Alternative more flexible strategies:
- Do a mapping from CPU to node at runtime by using getcpu()
- Migrate to complete nodes using migrate_pages when qemu detects
node migration on the host.
Wouldn't that cause lots of migrations? Migrating a 1GB guest can take
I assume you mean the second one (the two points were orthogonal)
The first one is an approximate method, also has advantages
and disadvantages.
I don't think the first one works without the second.
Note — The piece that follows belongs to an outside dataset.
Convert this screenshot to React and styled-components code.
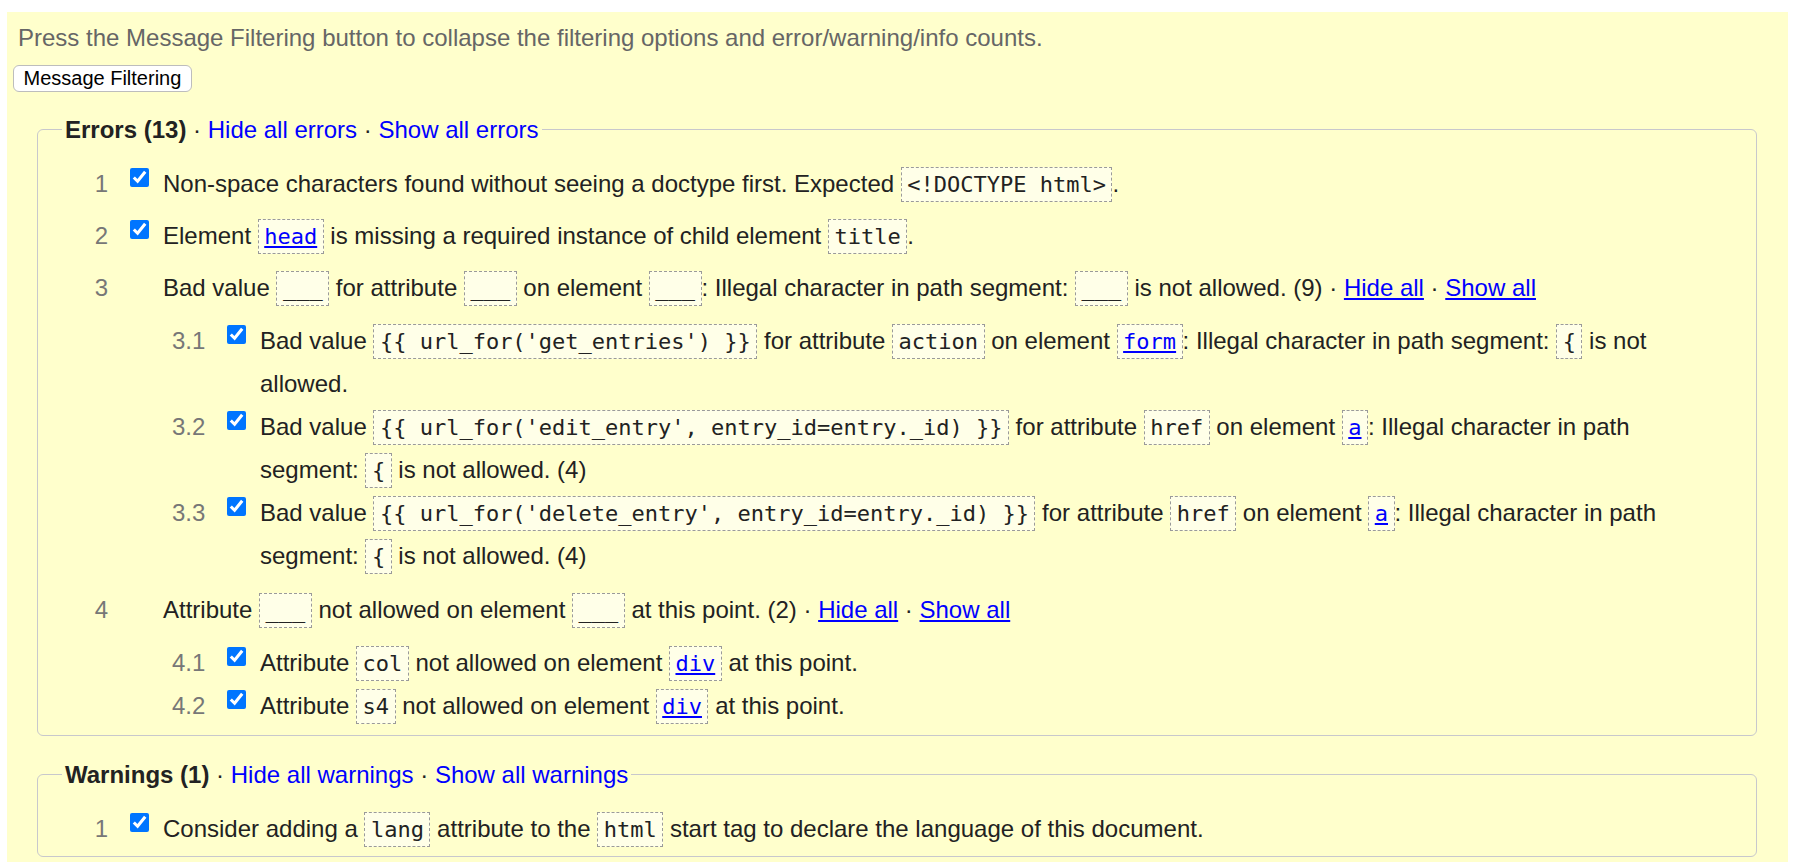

Calling getcpu()
on startup is meaningless since the initial placement doesn't take the
current workload into account.
a huge amount of cpu time (tens or even hundreds of milliseconds?)
compared to very high frequency activity like the scheduler.
Yes migration is expensive, although you can do it on demand of course,
but the scheduler typically has pretty strong cpu affinity so it shouldn't
happen too often. Also it's only a temporary cost compared to the
endless overhead of running forever non local or running forever with
some cores idle.
Another strategy would be to tune the load balancer in the scheduler
for this case and make it only migrate in extreme situations.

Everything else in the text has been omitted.